As PaaS providers begin to mature and turn attention to more worthy challenges (like geo-agnostic deployments, easier scaling, for example), then their value is only going to increase.

jordanscales · on Nov 27, 2012

Right, I was not disrespecting Heroku in any way - I truly do not know what product they sell. That being said, great analogy.

gridaphobe · on Nov 26, 2012

Is it possible to launch using just a single dyno and heavy caching/optimization?

thinkbohemian · on Nov 27, 2012

Heroku employee here, don't abuse the free. It's there for a design/prototyping/staging and as long as people don't abuse it will stay that way.

oellegaard · on Nov 26, 2012

They will shut down your instance, if you don't use it for an hour or two - and then it will take like 8-10 seconds to load it again. If you can live with that, I guess that would work, yes.

CoffeeOnWrite · on Nov 26, 2012

There are very, very easy ways around this.

citizens · on Nov 27, 2012

One being a service like http://uptimerobot.com/ that pings the site every 5 minutes

dblock · on Nov 27, 2012

From what I see, when you have a single dyno, Heroku deploys you to a different environment sandbox called "development". Typically that has less uptime and takes lots of upgrades all the time with interesting consequences. I believe they promote to "production" applications much less frequently.

adrianpike · on Nov 26, 2012

Depending on what you need to do to show off the product, absolutely. A static landing page should withstand just about anything you throw at it.

kmfrk · on Nov 27, 2012

You pretty much just described the concept of PaaS. :)

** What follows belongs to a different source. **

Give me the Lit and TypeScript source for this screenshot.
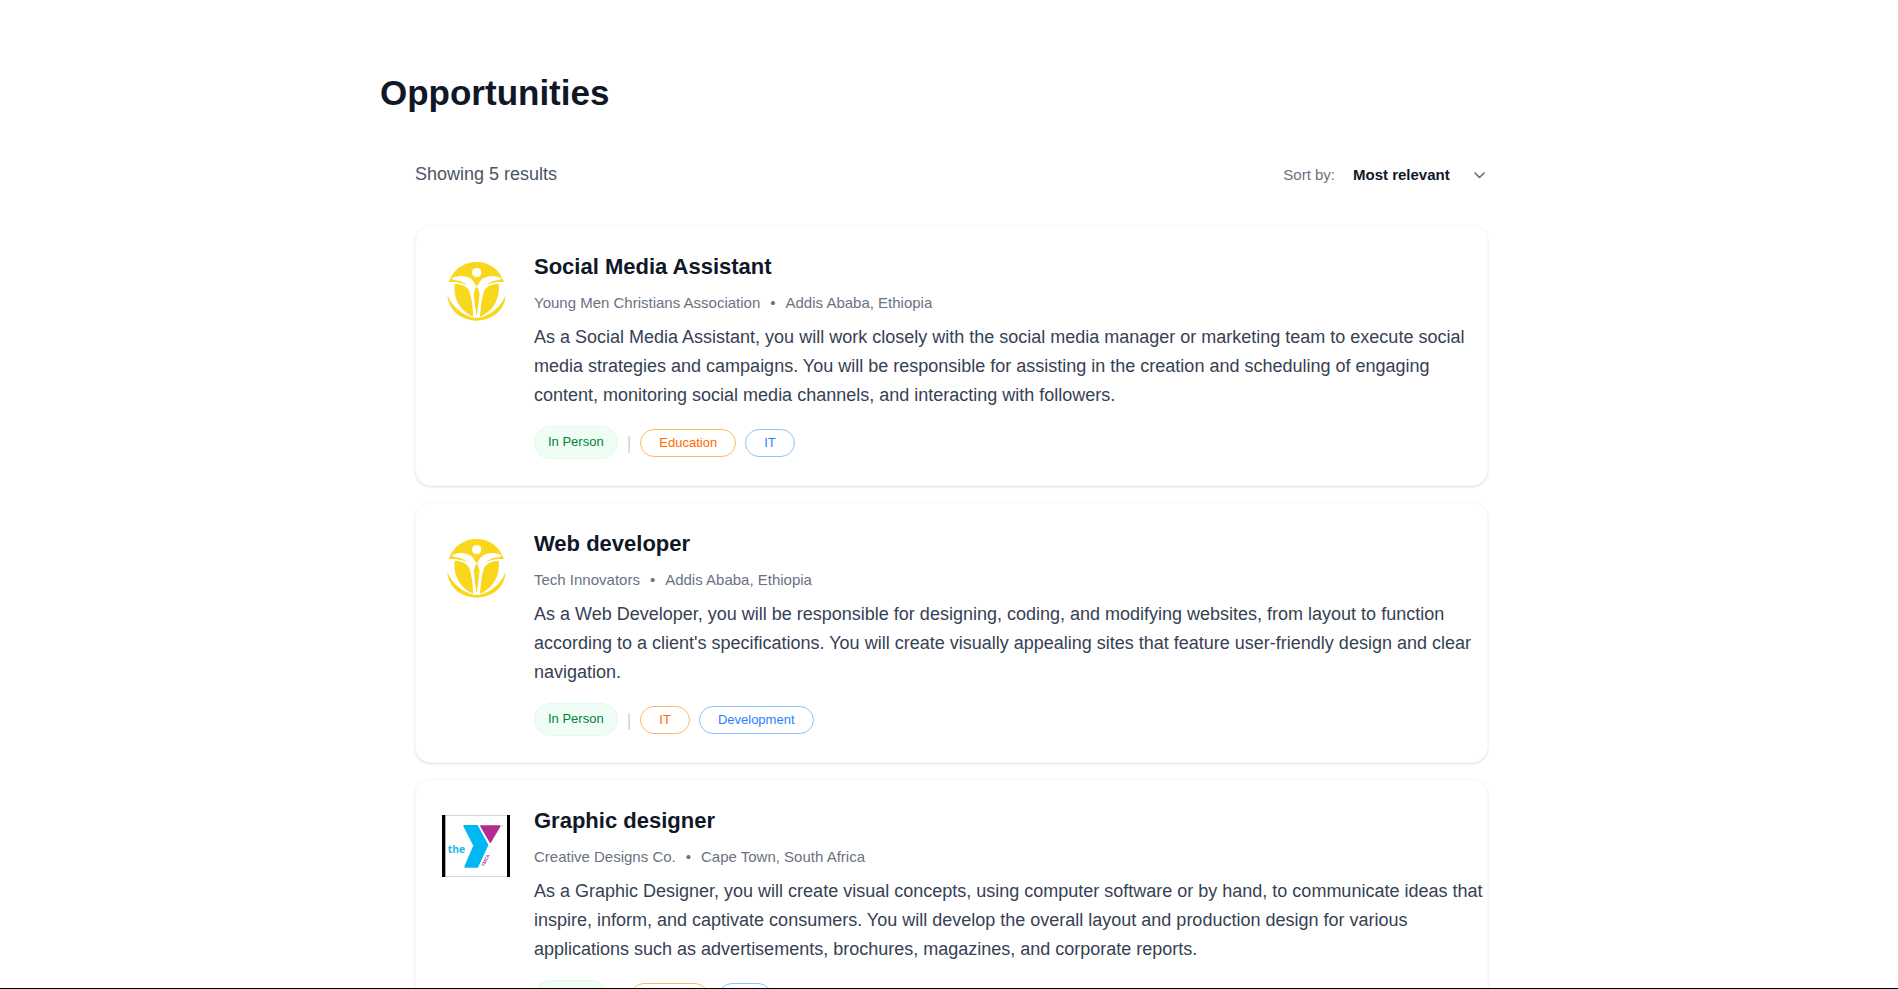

thelarry · on Nov 27, 2012

I think this article can be a little misleading. Sure, with cloud tech you can easily spool up more instances. And yes, it is great to not have to worry about configuring a load balancer (I guess). But just because adding more instances sort of fixes a problem doesn't mean it is a good thing to do. Not "having to do calculations" is a very bad attitude. You should know where the bottle necks are, and if adding instances is actually necessary or just some scotch tape. Bad architecture and coding can bite you in ways that adding hardware cannot fix.